The dinner thing is weird, why do you feel the need to chaperone?
Anonymous
Anonymous wrote:You sound really insecure OP.

The dinner thing is weird, why do you feel the need to chaperone?


It’s not about chaperoning it’s that another woman is inviting my husband out and telling him not to bring his wife which is suspect.

I know it’s not a popular opinion to have but there is a difference in boundaries between a straight guy having a female friend and the nature of friendship between 2 guys friends.

I usually think after marriage and you start forming your own family those opposite sex friendships usually dwindle down.
Anonymous
Anonymous wrote:How long have they been friends? I would not him expect to cut her off. How old are you? I think it’s different in your late 20s/early 30s and are sort of figuring out growing up and being an adult and boundaries with changing relationships. If you are older I think the situation is more weird.


How is it different in your 20s and 30s? You are an adult by then
Anonymous
This is so weird. Be a grown up. Talk to your husband. Put your foot down. Either you are willing to do something effective to get the marriage you want or you aren't.
Anonymous
Anonymous wrote:
Anonymous wrote:You sound really insecure OP.

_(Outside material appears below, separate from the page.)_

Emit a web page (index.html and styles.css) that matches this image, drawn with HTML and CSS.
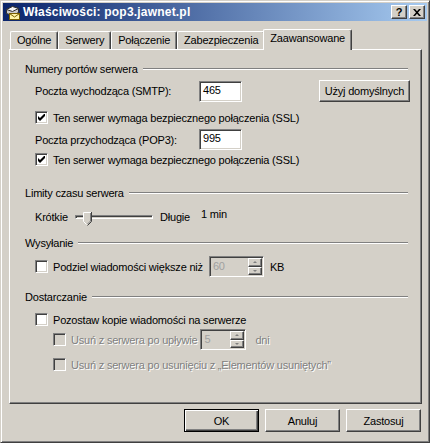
FILE: index.html
```html
<!doctype html>
<html>

<head>
    <meta charset="utf8">
    <title>Właściwości: pop3.jawnet.pl</title>
    <link rel="stylesheet" href="styles.css">
</head>

<body>
    <div class="window">
        <div class="titlebar">
            <svg class="app-icon" width="16" height="16" viewBox="0 0 16 16">
                <polygon points="2.5,5.5 8.5,2.5 14.5,4.5 14.5,8.5 8.5,11.5 2.5,9.5" fill="#c8c8c8" stroke="#303030" />
                <polygon points="2.5,5.5 8.5,2.5 14.5,4.5 8.5,7.5" fill="#f4f4f4" stroke="#303030" />
                <rect x="5.5" y="9.5" width="10" height="6" fill="#fff6a8" stroke="#7a6000" />
                <polyline points="5.5,9.5 10.5,13 15.5,9.5" fill="none" stroke="#7a6000" />
            </svg>
            <span class="title">Właściwości: pop3.jawnet.pl</span>
            <span class="tbtn help">?</span>
            <span class="tbtn close">
                <svg width="8" height="7" viewBox="0 0 8 7">
                    <path d="M0 0h2l2 2.2L6 0h2L5 3.5 8 7H6L4 4.8 2 7H0l3-3.5z" fill="#000" />
                </svg>
            </span>
        </div>

        <div class="tabs">
            <span class="tab">Ogólne</span>
            <span class="tab">Serwery</span>
            <span class="tab">Połączenie</span>
            <span class="tab">Zabezpieczenia</span>
            <span class="tab active">Zaawansowane</span>
        </div>

        <div class="panel">
            <div class="group g-ports"><span>Numery portów serwera</span><i></i></div>
            <div class="row r-smtp">
                <span class="lbl">Poczta wychodząca (SMTP):</span>
                <span class="edit">465</span>
                <span class="btn btn-def">Użyj domyślnych</span>
            </div>
            <div class="check c-ssl1"><span class="box checked"><svg width="7" height="7" viewBox="0 0 7 7"><polygon points="0,2 2,4 6,0 7,0 7,2 2,7 0,5" fill="#000" /></svg></span>Ten serwer wymaga bezpiecznego połączenia (SSL)</div>
            <div class="row r-pop">
                <span class="lbl">Poczta przychodząca (POP3):</span>
                <span class="edit">995</span>
            </div>
            <div class="check c-ssl2"><span class="box checked"><svg width="7" height="7" viewBox="0 0 7 7"><polygon points="0,2 2,4 6,0 7,0 7,2 2,7 0,5" fill="#000" /></svg></span>Ten serwer wymaga bezpiecznego połączenia (SSL)</div>

            <div class="group g-time"><span>Limity czasu serwera</span><i></i></div>
            <div class="row r-slider">
                <span class="short">Krótkie</span>
                <div class="slider">
                    <div class="track"></div>
                    <svg class="thumb" width="9" height="14" viewBox="0 0 9 14">
                        <polygon points="0,0 9,0 9,9.5 4.5,14 0,9.5" fill="#d4d0c8" />
                        <path d="M0.5 9.5V0.5H8" fill="none" stroke="#fff" />
                        <path d="M8.5 0V9.5L4.5 13.5" fill="none" stroke="#404040" />
                        <path d="M7.5 1V9L4.5 12" fill="none" stroke="#808080" />
                        <path d="M0.5 9.5L3.5 12.5" fill="none" stroke="#fff" />
                    </svg>
                </div>
                <span class="long">Długie</span>
                <span class="minutes">1 min</span>
            </div>

            <div class="group g-send"><span>Wysyłanie</span><i></i></div>
            <div class="row r-split">
                <span class="box"></span>
                <span class="check-text">Podziel wiadomości większe niż</span>
                <span class="spin s-size">
                    <span class="val">60</span>
                    <span class="arrows"><span><b class="up"></b></span><span><b class="down"></b></span></span>
                </span>
                <span class="unit">KB</span>
            </div>

            <div class="group g-deliver"><span>Dostarczanie</span><i></i></div>
            <div class="check c-keep"><span class="box"></span>Pozostaw kopie wiadomości na serwerze</div>
            <div class="row r-days">
                <span class="box off"></span>
                <span class="check-text off-text">Usuń z serwera po upływie</span>
                <span class="spin s-days">
                    <span class="val">5</span>
                    <span class="arrows"><span><b class="up"></b></span><span><b class="down"></b></span></span>
                </span>
                <span class="unit off-text">dni</span>
            </div>
            <div class="check sub c-deleted off-text"><span class="box off"></span>Usuń z serwera po usunięciu z „Elementów usuniętych”</div>
        </div>

        <div class="buttons">
            <span class="btn default">OK</span>
            <span class="btn">Anuluj</span>
            <span class="btn">Zastosuj</span>
        </div>
    </div>
</body>

</html>
```

FILE: styles.css
```css
    * {
        box-sizing: border-box;
    }
    html,
    body {
        margin: 0px;
        padding: 0px;
        background-color: #D4D0C8;
    }
    body {
        font-family: "Liberation Sans", Arial, sans-serif;
        font-size: 11px;
        letter-spacing: -0.2px;
        color: #000;
    }

    .window {
        width: 430px;
        height: 443px;
        display: flex;
        flex-direction: column;
        padding: 2px;
        border: 1px solid;
        border-color: #D4D0C8 #404040 #404040 #D4D0C8;
        box-shadow: inset 1px 1px #fff, inset -1px -1px #808080;
        background-color: #D4D0C8;
    }

    .titlebar {
        height: 18px;
        flex: none;
        display: flex;
        align-items: center;
        padding: 0 2px 0 1px;
        background: linear-gradient(to right, #0A246A, #A6CAF0);
        color: #fff;
    }
    .app-icon {
        flex: none;
    }
    .title {
        flex: 1;
        margin-left: 3px;
        font-size: 12px;
        font-weight: bold;
        letter-spacing: 0.2px;
    }
    .tbtn {
        width: 16px;
        height: 14px;
        display: flex;
        align-items: center;
        justify-content: center;
        border: 1px solid;
        border-color: #fff #404040 #404040 #fff;
        box-shadow: inset -1px -1px #808080;
        background-color: #D4D0C8;
        color: #000;
        font-weight: bold;
    }
    .tbtn.close {
        margin-left: 2px;
    }

    .tabs {
        height: 20px;
        flex: none;
        display: flex;
        align-items: flex-end;
        margin-top: 8px;
        padding-left: 7px;
        position: relative;
        z-index: 1;
    }
    .tab {
        height: 18px;
        padding: 2px 6px 0;
        border-top: 1px solid #fff;
        border-left: 1px solid #fff;
        border-right: 1px solid #404040;
        border-radius: 2px 2px 0 0;
        box-shadow: inset -1px 0 #808080;
    }
    .tab.active {
        height: 21px;
        margin: 0 -2px -1px;
        padding: 2px 6px 0;
        background-color: #D4D0C8;
        position: relative;
    }

    .panel {
        width: 413px;
        height: 355px;
        flex: none;
        margin-left: 6px;
        padding: 0 13px 0 15px;
        border: 1px solid;
        border-color: #fff #404040 #404040 #fff;
        box-shadow: inset -1px -1px #808080;
    }

    .group {
        height: 14px;
        display: flex;
        align-items: center;
    }
    .group i {
        flex: 1;
        height: 2px;
        margin-left: 5px;
        border-top: 1px solid #808080;
        border-bottom: 1px solid #fff;
    }
    .g-ports { margin-top: 12px; }
    .g-time { margin-top: 20px; }
    .g-send { margin-top: 9px; }
    .g-deliver { margin-top: 13px; }

    .row {
        display: flex;
        align-items: center;
        margin-left: 10px;
    }
    .r-smtp { margin-top: 4px; }
    .r-pop { margin-top: 5px; }
    .r-slider { margin-top: 7px; height: 20px; }
    .r-split { margin-top: 6px; }
    .r-days { margin-top: 3px; margin-left: 28px; }

    .lbl {
        width: 164px;
    }

    .edit {
        width: 43px;
        height: 21px;
        padding: 0 0 0 3px;
        line-height: 17px;
        border: 1px solid;
        border-color: #808080 #fff #fff #808080;
        box-shadow: inset 1px 1px #404040, inset -1px -1px #D4D0C8;
        background-color: #fff;
    }

    .btn {
        width: 75px;
        height: 23px;
        display: flex;
        align-items: center;
        justify-content: center;
        border: 1px solid;
        border-color: #fff #404040 #404040 #fff;
        box-shadow: inset -1px -1px #808080;
        background-color: #D4D0C8;
    }
    .btn.default {
        border-color: #000;
        box-shadow: inset 1px 1px #fff, inset -1px -1px #404040, inset -2px -2px #808080;
    }
    .btn-def {
        width: 91px;
        height: 22px;
        margin-left: auto;
        margin-right: -2px;
    }

    .check {
        height: 13px;
        display: flex;
        align-items: center;
        margin-left: 10px;
    }
    .check.sub {
        margin-left: 28px;
    }
    .c-ssl1 { margin-top: 9px; }
    .c-ssl2 { margin-top: 3px; }
    .c-keep { margin-top: 9px; }
    .c-deleted { margin-top: 8px; }

    .box {
        width: 13px;
        height: 13px;
        flex: none;
        display: flex;
        align-items: center;
        justify-content: center;
        margin-right: 5px;
        border: 1px solid;
        border-color: #808080 #fff #fff #808080;
        box-shadow: inset 1px 1px #404040, inset -1px -1px #D4D0C8;
        background-color: #fff;
    }
    .box.off {
        background-color: #D4D0C8;
    }
    .off-text {
        color: #808080;
        text-shadow: 1px 1px #fff;
    }

    .short {
        width: 40px;
    }
    .slider {
        width: 78px;
        height: 20px;
        margin-right: 7px;
        position: relative;
    }
    .track {
        position: absolute;
        left: 0;
        right: 0;
        top: 8px;
        height: 4px;
        border: 1px solid;
        border-color: #808080 #fff #fff #808080;
        box-shadow: inset 1px 1px #404040;
    }
    .thumb {
        position: absolute;
        left: 8px;
        top: 5px;
    }
    .long {
        width: 41px;
    }
    .minutes {
        align-self: flex-start;
        margin-top: 1px;
    }

    .spin {
        height: 21px;
        display: flex;
        border: 1px solid;
        border-color: #808080 #fff #fff #808080;
        box-shadow: inset 1px 1px #404040, inset -1px -1px #D4D0C8;
        background-color: #D4D0C8;
        color: #a0a0a0;
        padding: 1px;
    }
    .s-size {
        width: 55px;
        margin-left: 6px;
    }
    .s-days {
        width: 46px;
        margin-left: 3px;
    }
    .spin .val {
        flex: 1;
        padding-left: 2px;
        line-height: 17px;
    }
    .arrows {
        width: 14px;
        display: flex;
        flex-direction: column;
    }
    .arrows span {
        flex: 1;
        display: flex;
        align-items: center;
        justify-content: center;
        border: 1px solid;
        border-color: #fff #404040 #404040 #fff;
        box-shadow: inset -1px -1px #808080;
    }
    .arrows b {
        width: 0;
        height: 0;
        border-left: 2px solid transparent;
        border-right: 2px solid transparent;
    }
    .arrows b.up {
        border-bottom: 2px solid #808080;
    }
    .arrows b.down {
        border-top: 2px solid #808080;
    }
    .unit {
        margin-left: 6px;
    }
    .r-days .unit {
        margin-left: 9px;
    }

    .buttons {
        flex: none;
        display: flex;
        justify-content: flex-end;
        gap: 6px;
        margin-top: 5px;
        padding-right: 6px;
    }
```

The dinner thing is weird, why do you feel the need to chaperone?


It’s not about chaperoning it’s that another woman is inviting my husband out and telling him not to bring his wife which is suspect.

I know it’s not a popular opinion to have but there is a difference in boundaries between a straight guy having a female friend and the nature of friendship between 2 guys friends.

I usually think after marriage and you start forming your own family those opposite sex friendships usually dwindle down.


It's your DH's responsibility to set boundaries that support HIS marriage. You may have a legitimate issue with HIS relationship with his female friend but it is your DH that owes you something. Why aren't you holding him accountable for HIS behavior instead of a woman who owes you nothing?

You have a DH problem.
Anonymous
Anonymous wrote:
Anonymous wrote:
Anonymous wrote:You sound really insecure OP.

The dinner thing is weird, why do you feel the need to chaperone?


It’s not about chaperoning it’s that another woman is inviting my husband out and telling him not to bring his wife which is suspect.

I know it’s not a popular opinion to have but there is a difference in boundaries between a straight guy having a female friend and the nature of friendship between 2 guys friends.

I usually think after marriage and you start forming your own family those opposite sex friendships usually dwindle down.


It's your DH's responsibility to set boundaries that support HIS marriage. You may have a legitimate issue with HIS relationship with his female friend but it is your DH that owes you something. Why aren't you holding him accountable for HIS behavior instead of a woman who owes you nothing?

You have a DH problem.


+1
Anonymous
I was kinda of with you until you make it sound like you are afraid to let your husband be alone with a female friend he's know for ages. That is weird? Why can't he have a lunch or a phone call with her where they discuss friend stuff and you are not there? I am married and have several old friends who are men (a couple also married, one not) and I socialize with them 1:1 sometimes. I also socialize with their wives sometimes, and they hang out with my husband sometimes.

Maybe that's the issue. Have you made an effort to become friends with this woman your husband is obviously very close to?
Anonymous
My best friends are 3 guys. We have been friends for over 20 years. I would have had a very big problem if my DH told me I had to “dwindle down” these relationships.